Exercise aim: The line containing "MÃ KIỂM KIỆN</div>" marks the end: extract everything from the first line of the data through that line, exactly, with no pictures.

Stored data:
►

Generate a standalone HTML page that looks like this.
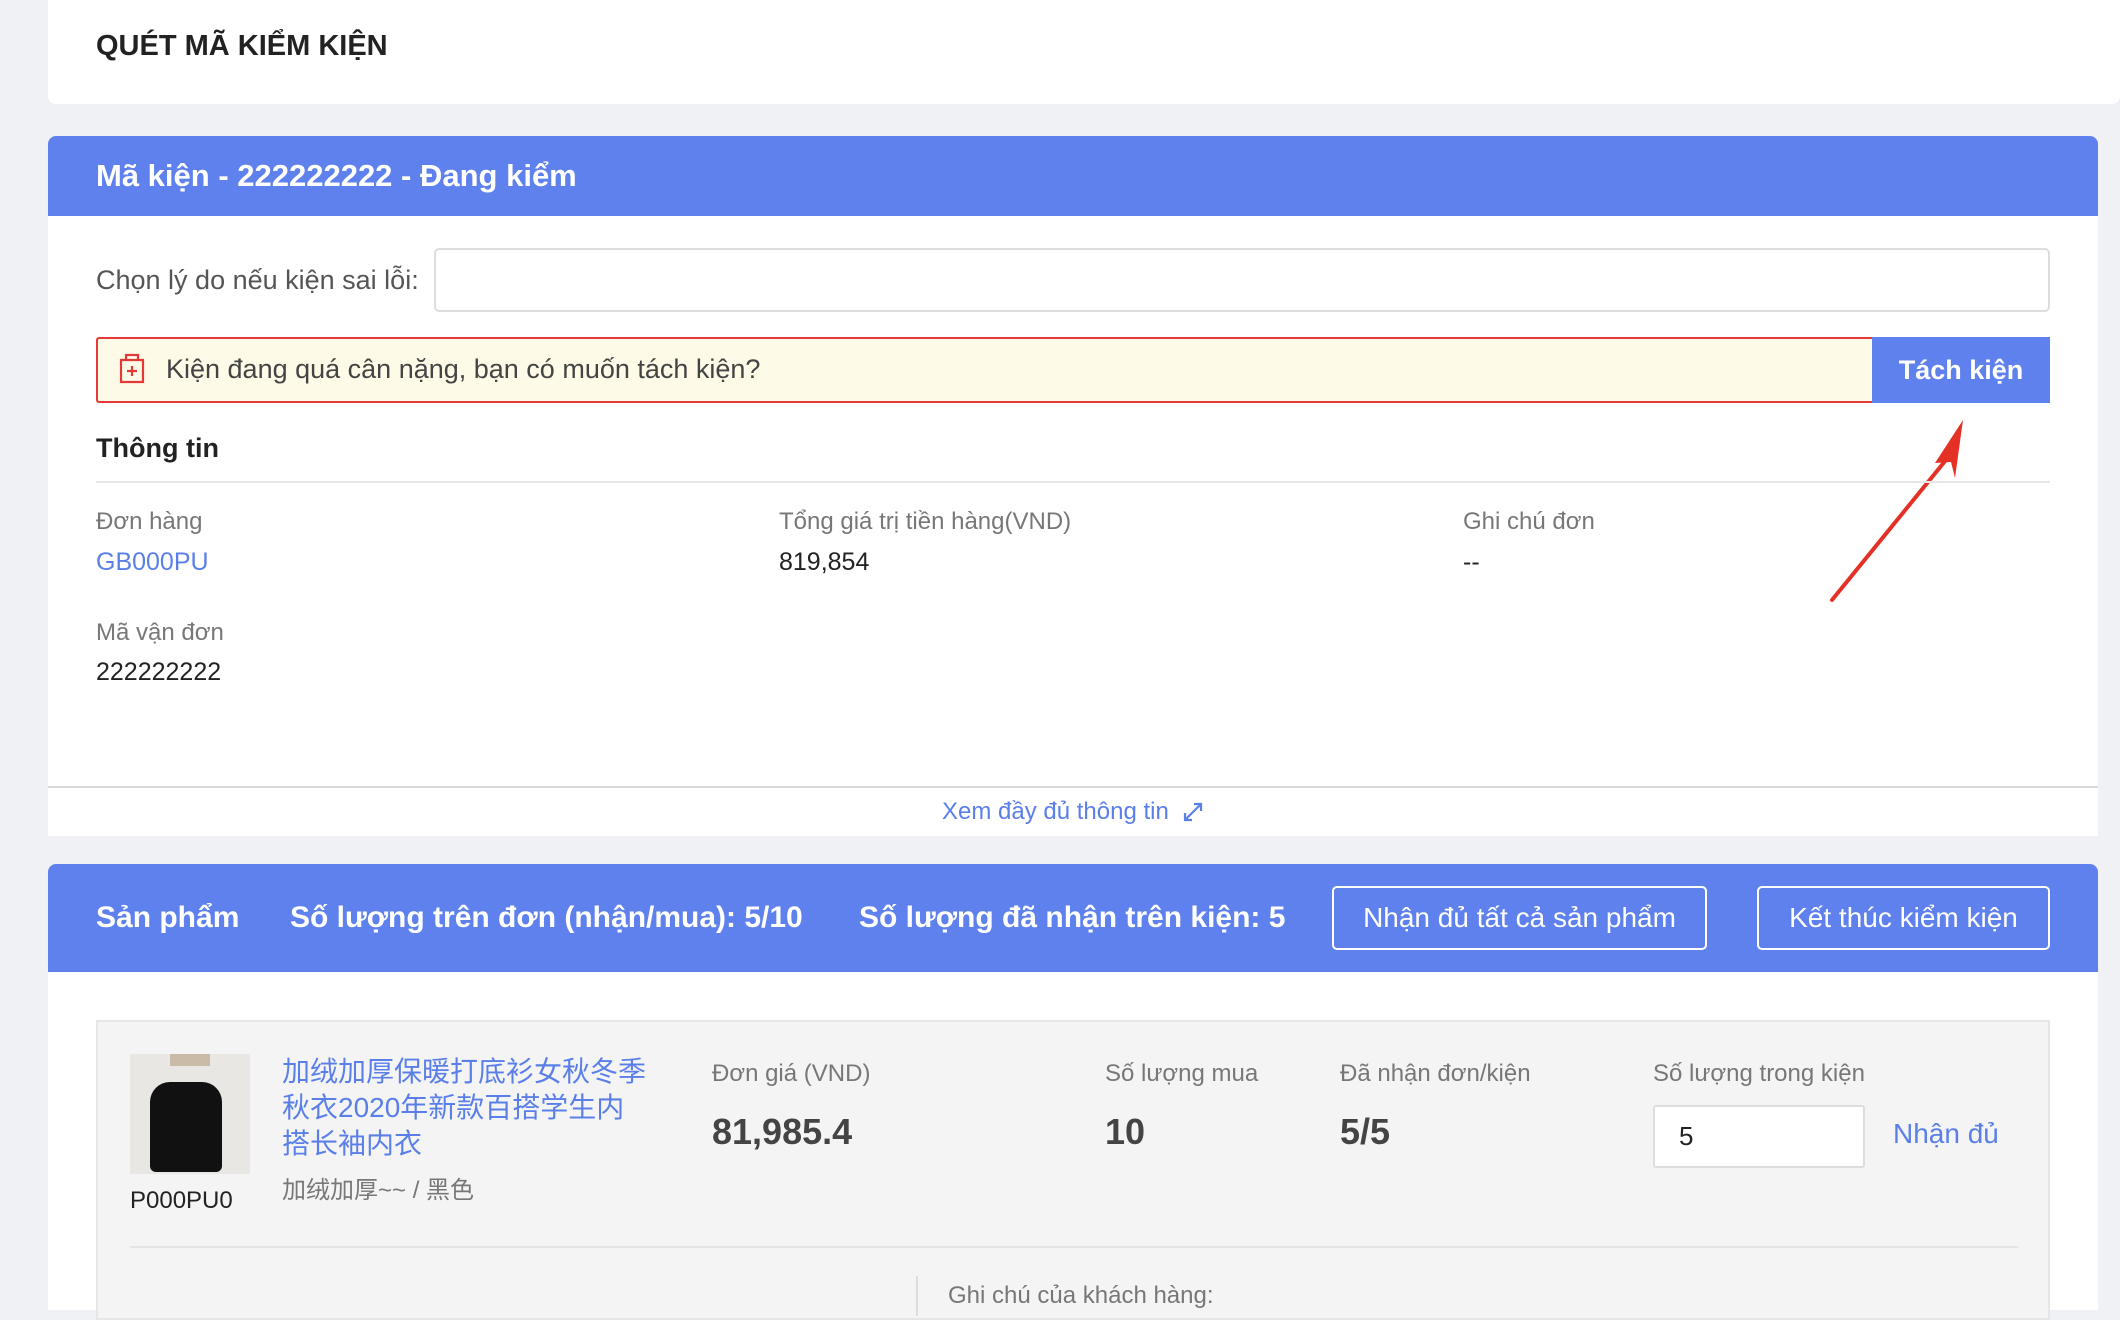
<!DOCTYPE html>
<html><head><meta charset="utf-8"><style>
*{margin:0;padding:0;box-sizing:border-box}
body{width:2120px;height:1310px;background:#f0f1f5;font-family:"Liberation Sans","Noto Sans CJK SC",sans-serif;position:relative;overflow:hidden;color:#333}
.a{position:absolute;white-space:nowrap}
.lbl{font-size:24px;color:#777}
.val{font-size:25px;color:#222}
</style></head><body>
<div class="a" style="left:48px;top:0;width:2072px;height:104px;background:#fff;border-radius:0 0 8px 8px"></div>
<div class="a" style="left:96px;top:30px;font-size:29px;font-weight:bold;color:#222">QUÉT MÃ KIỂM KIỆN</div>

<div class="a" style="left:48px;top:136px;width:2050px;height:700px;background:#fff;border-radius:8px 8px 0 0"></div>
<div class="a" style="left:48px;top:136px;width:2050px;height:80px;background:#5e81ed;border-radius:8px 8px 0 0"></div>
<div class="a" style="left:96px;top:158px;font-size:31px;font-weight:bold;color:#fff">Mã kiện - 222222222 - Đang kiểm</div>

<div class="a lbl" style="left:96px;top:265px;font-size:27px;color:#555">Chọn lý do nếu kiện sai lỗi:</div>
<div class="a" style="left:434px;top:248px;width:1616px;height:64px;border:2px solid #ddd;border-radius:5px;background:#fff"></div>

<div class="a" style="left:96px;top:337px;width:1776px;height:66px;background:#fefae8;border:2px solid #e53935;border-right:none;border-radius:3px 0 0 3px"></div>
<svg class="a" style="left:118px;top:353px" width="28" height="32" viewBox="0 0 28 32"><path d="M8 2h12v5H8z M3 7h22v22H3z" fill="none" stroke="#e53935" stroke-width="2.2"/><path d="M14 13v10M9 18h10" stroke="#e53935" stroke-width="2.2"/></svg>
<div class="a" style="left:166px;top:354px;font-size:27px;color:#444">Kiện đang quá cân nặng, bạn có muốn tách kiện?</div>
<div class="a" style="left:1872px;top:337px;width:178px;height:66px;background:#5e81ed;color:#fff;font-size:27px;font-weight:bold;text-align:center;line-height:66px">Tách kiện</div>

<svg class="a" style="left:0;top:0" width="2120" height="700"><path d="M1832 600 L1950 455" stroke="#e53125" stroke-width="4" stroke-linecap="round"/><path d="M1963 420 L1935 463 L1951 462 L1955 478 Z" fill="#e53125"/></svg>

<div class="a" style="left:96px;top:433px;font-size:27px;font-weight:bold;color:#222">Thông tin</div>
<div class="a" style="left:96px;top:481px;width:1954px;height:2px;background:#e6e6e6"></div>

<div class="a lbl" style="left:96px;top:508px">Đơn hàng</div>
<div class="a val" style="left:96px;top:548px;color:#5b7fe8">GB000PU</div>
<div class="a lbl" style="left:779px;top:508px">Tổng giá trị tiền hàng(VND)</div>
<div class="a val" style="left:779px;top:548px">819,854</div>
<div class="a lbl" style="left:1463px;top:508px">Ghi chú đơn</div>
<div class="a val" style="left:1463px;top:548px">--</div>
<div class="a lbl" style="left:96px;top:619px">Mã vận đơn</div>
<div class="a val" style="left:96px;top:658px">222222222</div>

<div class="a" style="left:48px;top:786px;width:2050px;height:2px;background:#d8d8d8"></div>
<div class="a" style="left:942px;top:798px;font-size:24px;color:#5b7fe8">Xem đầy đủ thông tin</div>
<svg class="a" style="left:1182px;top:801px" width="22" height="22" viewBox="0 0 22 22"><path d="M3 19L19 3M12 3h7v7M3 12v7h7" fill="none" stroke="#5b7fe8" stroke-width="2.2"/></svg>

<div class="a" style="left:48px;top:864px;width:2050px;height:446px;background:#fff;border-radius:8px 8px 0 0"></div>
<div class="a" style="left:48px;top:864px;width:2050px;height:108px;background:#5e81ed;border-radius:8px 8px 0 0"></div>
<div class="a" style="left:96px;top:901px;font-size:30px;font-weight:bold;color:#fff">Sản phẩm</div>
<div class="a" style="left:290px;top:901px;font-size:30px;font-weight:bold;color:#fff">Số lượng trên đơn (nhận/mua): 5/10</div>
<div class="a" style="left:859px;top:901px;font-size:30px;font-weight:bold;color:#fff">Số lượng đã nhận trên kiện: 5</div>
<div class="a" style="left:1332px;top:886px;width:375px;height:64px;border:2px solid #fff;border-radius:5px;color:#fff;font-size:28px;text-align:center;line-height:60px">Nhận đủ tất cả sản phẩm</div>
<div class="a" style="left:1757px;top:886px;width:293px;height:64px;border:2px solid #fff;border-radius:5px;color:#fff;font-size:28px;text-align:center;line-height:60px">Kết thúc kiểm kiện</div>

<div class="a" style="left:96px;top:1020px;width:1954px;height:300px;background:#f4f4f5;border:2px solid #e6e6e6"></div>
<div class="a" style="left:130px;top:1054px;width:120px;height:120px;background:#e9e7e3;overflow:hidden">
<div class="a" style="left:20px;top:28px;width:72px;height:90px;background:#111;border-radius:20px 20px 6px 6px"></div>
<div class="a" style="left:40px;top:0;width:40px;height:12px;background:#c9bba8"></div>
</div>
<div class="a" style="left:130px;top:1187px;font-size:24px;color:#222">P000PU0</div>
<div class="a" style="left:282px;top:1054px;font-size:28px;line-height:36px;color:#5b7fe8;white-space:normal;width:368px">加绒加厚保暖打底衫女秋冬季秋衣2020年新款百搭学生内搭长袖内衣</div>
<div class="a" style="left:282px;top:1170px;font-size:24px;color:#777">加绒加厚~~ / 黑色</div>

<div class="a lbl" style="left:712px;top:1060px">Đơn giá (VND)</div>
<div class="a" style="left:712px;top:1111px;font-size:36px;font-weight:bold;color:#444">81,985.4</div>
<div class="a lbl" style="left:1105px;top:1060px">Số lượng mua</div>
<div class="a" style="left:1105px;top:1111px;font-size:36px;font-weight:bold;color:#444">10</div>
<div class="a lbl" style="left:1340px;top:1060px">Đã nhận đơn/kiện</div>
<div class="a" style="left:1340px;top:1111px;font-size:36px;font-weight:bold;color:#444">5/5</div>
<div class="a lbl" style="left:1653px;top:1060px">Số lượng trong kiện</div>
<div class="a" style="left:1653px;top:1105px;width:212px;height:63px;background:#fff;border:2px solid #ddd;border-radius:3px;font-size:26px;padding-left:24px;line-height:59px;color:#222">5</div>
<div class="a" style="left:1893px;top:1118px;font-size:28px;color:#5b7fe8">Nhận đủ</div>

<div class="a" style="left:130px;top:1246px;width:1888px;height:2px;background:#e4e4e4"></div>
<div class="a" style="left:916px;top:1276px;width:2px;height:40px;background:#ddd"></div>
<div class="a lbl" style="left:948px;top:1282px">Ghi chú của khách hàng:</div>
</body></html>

◄

Response:
Generate a standalone HTML page that looks like this.
<!DOCTYPE html>
<html><head><meta charset="utf-8"><style>
*{margin:0;padding:0;box-sizing:border-box}
body{width:2120px;height:1310px;background:#f0f1f5;font-family:"Liberation Sans","Noto Sans CJK SC",sans-serif;position:relative;overflow:hidden;color:#333}
.a{position:absolute;white-space:nowrap}
.lbl{font-size:24px;color:#777}
.val{font-size:25px;color:#222}
</style></head><body>
<div class="a" style="left:48px;top:0;width:2072px;height:104px;background:#fff;border-radius:0 0 8px 8px"></div>
<div class="a" style="left:96px;top:30px;font-size:29px;font-weight:bold;color:#222">QUÉT MÃ KIỂM KIỆN</div>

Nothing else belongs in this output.